━━━━━ RECORDS SUPPLIED
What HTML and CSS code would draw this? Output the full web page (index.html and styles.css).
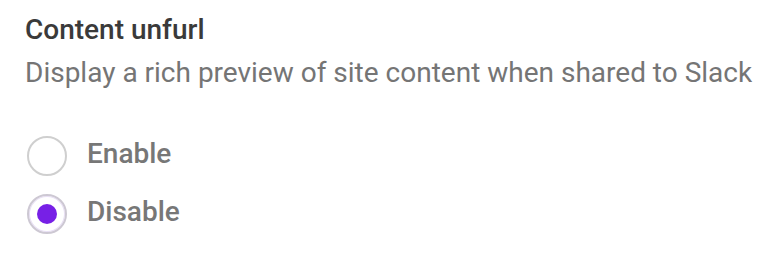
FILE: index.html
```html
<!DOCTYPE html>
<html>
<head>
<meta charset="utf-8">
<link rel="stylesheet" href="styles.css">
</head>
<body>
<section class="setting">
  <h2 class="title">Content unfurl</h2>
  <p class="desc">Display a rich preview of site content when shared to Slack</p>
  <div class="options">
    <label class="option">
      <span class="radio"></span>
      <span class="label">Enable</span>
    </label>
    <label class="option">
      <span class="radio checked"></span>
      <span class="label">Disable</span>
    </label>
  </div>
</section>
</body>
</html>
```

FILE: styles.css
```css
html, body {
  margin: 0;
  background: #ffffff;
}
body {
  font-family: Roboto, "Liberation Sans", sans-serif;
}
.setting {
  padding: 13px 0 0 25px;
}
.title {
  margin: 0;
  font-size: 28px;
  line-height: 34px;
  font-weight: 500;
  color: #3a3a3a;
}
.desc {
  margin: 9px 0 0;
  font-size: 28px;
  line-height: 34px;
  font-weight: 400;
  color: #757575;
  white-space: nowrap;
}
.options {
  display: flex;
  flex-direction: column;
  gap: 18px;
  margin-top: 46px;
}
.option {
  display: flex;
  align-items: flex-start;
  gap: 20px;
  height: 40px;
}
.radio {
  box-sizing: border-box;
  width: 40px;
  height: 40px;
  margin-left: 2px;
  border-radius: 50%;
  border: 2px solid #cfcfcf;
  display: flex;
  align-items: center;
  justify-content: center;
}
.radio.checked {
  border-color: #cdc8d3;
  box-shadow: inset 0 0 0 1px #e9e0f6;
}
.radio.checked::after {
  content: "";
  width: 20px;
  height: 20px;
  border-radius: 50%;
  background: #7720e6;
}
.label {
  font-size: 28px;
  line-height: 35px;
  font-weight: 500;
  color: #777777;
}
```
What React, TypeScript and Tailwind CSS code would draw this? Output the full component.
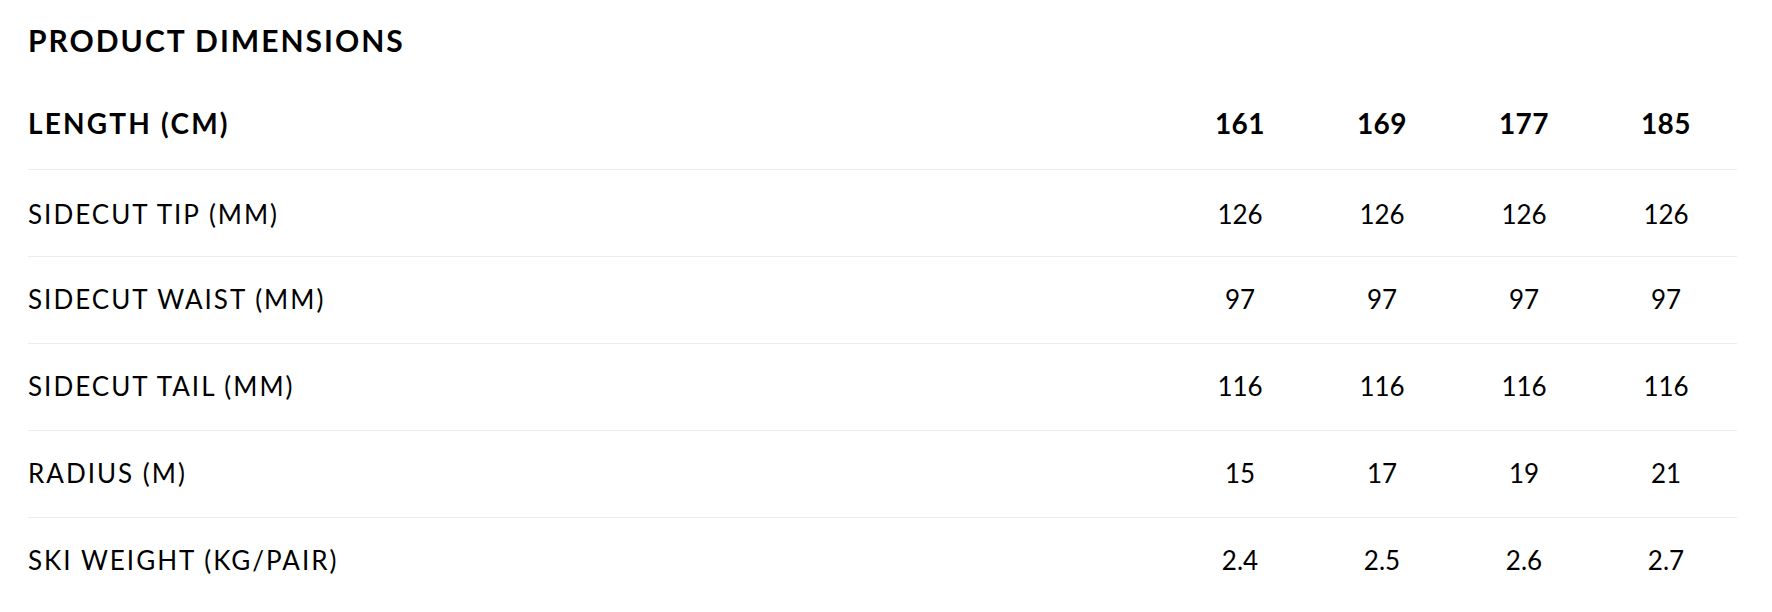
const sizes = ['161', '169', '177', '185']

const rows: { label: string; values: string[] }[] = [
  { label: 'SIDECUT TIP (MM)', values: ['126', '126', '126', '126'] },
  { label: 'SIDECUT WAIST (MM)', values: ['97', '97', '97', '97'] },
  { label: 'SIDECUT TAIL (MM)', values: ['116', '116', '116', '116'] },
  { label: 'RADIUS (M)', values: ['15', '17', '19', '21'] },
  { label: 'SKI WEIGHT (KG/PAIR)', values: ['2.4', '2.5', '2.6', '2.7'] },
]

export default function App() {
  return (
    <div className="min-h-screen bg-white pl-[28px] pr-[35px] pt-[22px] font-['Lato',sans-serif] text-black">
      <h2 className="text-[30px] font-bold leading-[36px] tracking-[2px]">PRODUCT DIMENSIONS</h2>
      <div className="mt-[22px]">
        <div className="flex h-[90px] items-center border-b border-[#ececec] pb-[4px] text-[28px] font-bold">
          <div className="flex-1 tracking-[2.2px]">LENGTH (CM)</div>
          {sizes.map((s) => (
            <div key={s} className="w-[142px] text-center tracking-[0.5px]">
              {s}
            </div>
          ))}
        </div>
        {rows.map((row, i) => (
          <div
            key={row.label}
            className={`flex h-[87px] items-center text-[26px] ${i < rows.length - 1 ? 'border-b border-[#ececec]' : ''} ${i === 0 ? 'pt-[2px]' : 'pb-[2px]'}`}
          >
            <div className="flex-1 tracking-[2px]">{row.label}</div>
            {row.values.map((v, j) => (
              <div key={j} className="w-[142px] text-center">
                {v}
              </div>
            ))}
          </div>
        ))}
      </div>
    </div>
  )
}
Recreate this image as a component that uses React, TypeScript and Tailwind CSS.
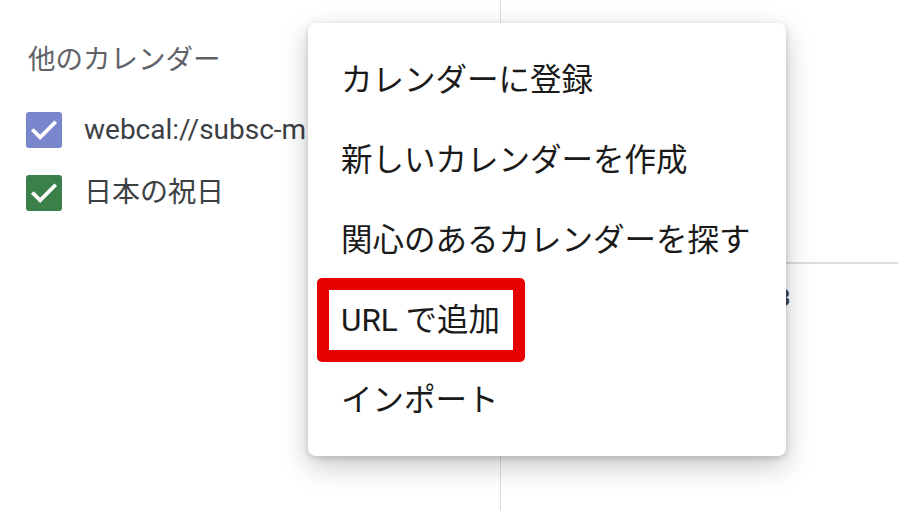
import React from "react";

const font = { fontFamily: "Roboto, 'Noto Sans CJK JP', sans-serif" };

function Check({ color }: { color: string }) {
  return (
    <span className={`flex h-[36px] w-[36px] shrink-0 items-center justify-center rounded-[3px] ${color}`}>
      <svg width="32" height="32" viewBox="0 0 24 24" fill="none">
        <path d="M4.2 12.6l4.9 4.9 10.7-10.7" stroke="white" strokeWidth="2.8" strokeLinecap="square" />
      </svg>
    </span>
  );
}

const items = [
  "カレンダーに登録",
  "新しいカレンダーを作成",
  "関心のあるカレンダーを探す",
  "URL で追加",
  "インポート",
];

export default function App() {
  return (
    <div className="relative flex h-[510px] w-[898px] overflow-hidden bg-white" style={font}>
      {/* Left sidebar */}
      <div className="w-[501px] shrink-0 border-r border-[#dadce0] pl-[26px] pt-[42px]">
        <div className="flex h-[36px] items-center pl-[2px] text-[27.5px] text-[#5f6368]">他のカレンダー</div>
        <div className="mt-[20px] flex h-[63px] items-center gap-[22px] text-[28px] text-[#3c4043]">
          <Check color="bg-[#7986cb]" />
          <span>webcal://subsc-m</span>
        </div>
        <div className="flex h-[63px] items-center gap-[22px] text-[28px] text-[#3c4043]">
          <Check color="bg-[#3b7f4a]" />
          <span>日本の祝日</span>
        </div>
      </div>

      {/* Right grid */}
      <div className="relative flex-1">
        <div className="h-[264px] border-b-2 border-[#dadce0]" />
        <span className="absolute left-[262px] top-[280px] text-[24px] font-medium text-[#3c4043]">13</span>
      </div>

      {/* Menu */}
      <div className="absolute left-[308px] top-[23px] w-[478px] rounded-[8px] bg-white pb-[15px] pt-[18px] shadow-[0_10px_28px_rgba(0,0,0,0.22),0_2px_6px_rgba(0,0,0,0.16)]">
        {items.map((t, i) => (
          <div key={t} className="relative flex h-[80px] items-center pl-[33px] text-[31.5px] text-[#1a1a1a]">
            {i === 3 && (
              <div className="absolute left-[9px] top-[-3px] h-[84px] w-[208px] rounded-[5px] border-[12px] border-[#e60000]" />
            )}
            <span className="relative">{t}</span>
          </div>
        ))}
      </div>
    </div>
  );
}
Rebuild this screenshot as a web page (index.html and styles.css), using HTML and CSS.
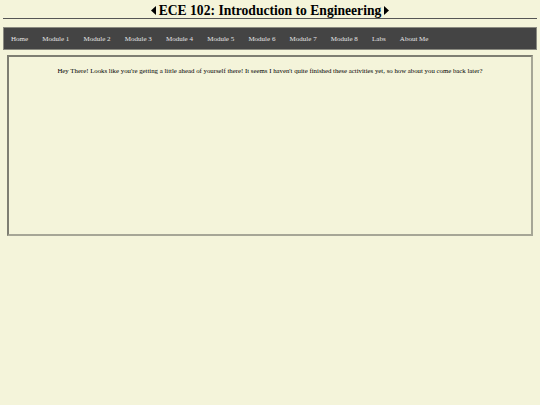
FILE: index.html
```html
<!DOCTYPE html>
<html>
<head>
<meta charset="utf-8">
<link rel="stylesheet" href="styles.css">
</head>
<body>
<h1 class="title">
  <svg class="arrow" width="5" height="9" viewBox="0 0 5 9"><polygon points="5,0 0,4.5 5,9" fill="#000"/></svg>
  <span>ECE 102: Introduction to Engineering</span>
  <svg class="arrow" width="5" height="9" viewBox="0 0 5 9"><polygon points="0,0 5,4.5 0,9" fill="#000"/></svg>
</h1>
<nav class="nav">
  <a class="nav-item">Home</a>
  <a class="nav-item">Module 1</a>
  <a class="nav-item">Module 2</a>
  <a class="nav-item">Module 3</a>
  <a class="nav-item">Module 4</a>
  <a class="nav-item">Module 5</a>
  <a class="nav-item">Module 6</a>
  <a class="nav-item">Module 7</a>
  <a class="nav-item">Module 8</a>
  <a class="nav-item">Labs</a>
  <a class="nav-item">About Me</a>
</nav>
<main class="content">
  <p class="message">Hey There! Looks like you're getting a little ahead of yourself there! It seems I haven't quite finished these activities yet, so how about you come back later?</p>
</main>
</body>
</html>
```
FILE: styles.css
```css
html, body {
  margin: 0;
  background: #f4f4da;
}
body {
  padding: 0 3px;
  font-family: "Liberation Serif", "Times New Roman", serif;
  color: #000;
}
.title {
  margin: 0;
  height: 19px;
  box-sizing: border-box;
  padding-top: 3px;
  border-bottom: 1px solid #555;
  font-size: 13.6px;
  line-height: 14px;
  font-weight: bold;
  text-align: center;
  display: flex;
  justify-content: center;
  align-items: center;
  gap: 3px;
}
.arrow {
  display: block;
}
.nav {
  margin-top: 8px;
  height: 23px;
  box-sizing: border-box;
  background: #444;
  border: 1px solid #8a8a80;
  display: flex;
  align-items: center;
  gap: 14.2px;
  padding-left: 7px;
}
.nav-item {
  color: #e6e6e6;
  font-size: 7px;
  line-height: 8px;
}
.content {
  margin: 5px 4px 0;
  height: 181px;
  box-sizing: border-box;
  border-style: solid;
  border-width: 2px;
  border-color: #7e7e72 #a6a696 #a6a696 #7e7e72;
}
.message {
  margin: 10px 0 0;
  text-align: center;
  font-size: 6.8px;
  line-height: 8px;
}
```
━━━━━━━━━━
#### GOAL OF THE EXERCISE:
Find the lines above that include the string "full" and copy them.

#### FINISHED TASK:
What HTML and CSS code would draw this? Output the full web page (index.html and styles.css).
What React, TypeScript and Tailwind CSS code would draw this? Output the full component.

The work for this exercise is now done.